Energizer Holdings Inc. (ENR) reported third-quarter 2013 non-GAAP earnings of $1.57 per share, which comfortably beat the Zacks Consensus Estimate of $1.34. Earnings per share also improved 33.1% from the year-ago quarter.
Revenues not only declined 1.1% from the year-ago quarter to $1.11 billion but also lagged the Zacks Consensus Estimate of $1.15 billion. Revenues for the quarter were affected by unfavorable currencies in Asia and Latin America.
On an organic basis, revenues remained flat due to higher volume in Household Products which offset declines in revenues from Personal Care segment.
Revenues from Personal Care segment decreased 3.6% from the year-ago quarter to $649.5 million primarily due to the effect of unfavorable currencies. Organic sales declined modestly on a year-over-year basis.
Household Products revenues increased 2.5% from the year-ago quarter to $462.0 million. Organic sales increased 3.7% on a year-over-year basis, primarily attributed to volume increases and soft year-over-year comparisons. Moreover, higher promotional activities in the U.S. and distribution gains in Asia also helped the segment’s organic sales.
Gross margin for the quarter was down 110 basis points (bps) to 45.9% due to the impact of unfavorable currencies and charges related to restructuring initiatives. Excluding these adjustments, gross margins remained flat at 47.0% on a year-over-year basis primarily due to an increase in the price of its household products, which was offset by an unfavorable product mix in the Personal Care segment.
Operating margin increased from 15.9% in the year-ago quarter to 19.0% primarily due to lower-than-expected costs. During the quarter, selling, general and administrative expense declined 13.7% from the year-ago quarter primarily due to cost controls and restructuring initiatives.
Advertising and sales promotion expense declined 14.7% due to change in spending schedule. Research and development expense was down 15.4% year over year. The company reported third-quarter restructuring savings of $30 million.
Energizer reported non-GAAP net earnings of $99.3 million which improved from $77.7 million. The company also increased its dividend by 25% to 50 cents.
Energizer reiterated fiscal 2013 adjusted earnings per share guidance in the range of $6.75 to $7.00. From the sales perspective, management expects Personal Care segment’s organic sales to remain flat in fiscal 2013, down from the prior forecast of low single-digit growth. The company expects gross pre-tax restructuring savings to be $80 million in fiscal 2013.
For the fourth quarter, management expects low single-digit organic sales growth from its Personal Care segment while for the Household Products segment management continues to expect a 10% decline primarily due to loss of market share, change of timing in the promotional activities and shipments. Moreover, storm-related volume in the prior-year quarter will also impact Household Products segment.
Management expects advertising expenses to increase in the latter half of 2013. The company expects the costs of restructuring for the remaining part of fiscal 2013 to be between $35 million and $45 million.
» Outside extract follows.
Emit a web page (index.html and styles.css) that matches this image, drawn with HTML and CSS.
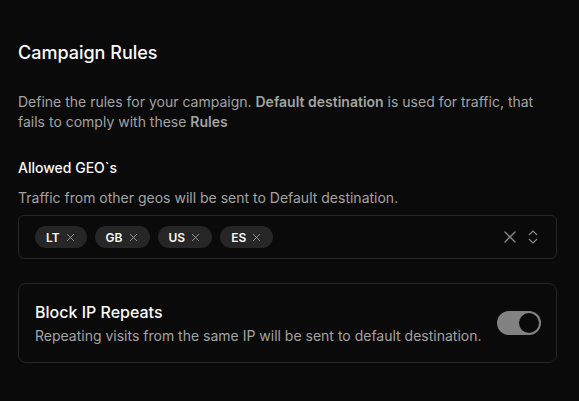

We believe that product innovations coupled with higher pricing of Energizer’s household products and the restructuring initiatives would positively impact its results, going forward.
Moreover, lower-than-expected operating expenses and prudent product mix would expand margins in the near term. Energizer’s partnership with Unilever’s (UN - Analyst Report) AXE brand will also boost its shaving market share, going forward. Additionally, the company’s proposed acquisition of feminine hygiene business from Johnson & Johnson Inc. is expected to boost its feminine care brands.
However, the expected declines in volumes in Household Product segment, unfavorable foreign exchange and increasing competition from companies such as Kimberley-Clark Corp. (KMB - Analyst Report) and Procter & Gamble Co. (PG - Analyst Report) are the near-term headwinds.
Currently, Energizer carries a Zacks Rank #3 (Hold).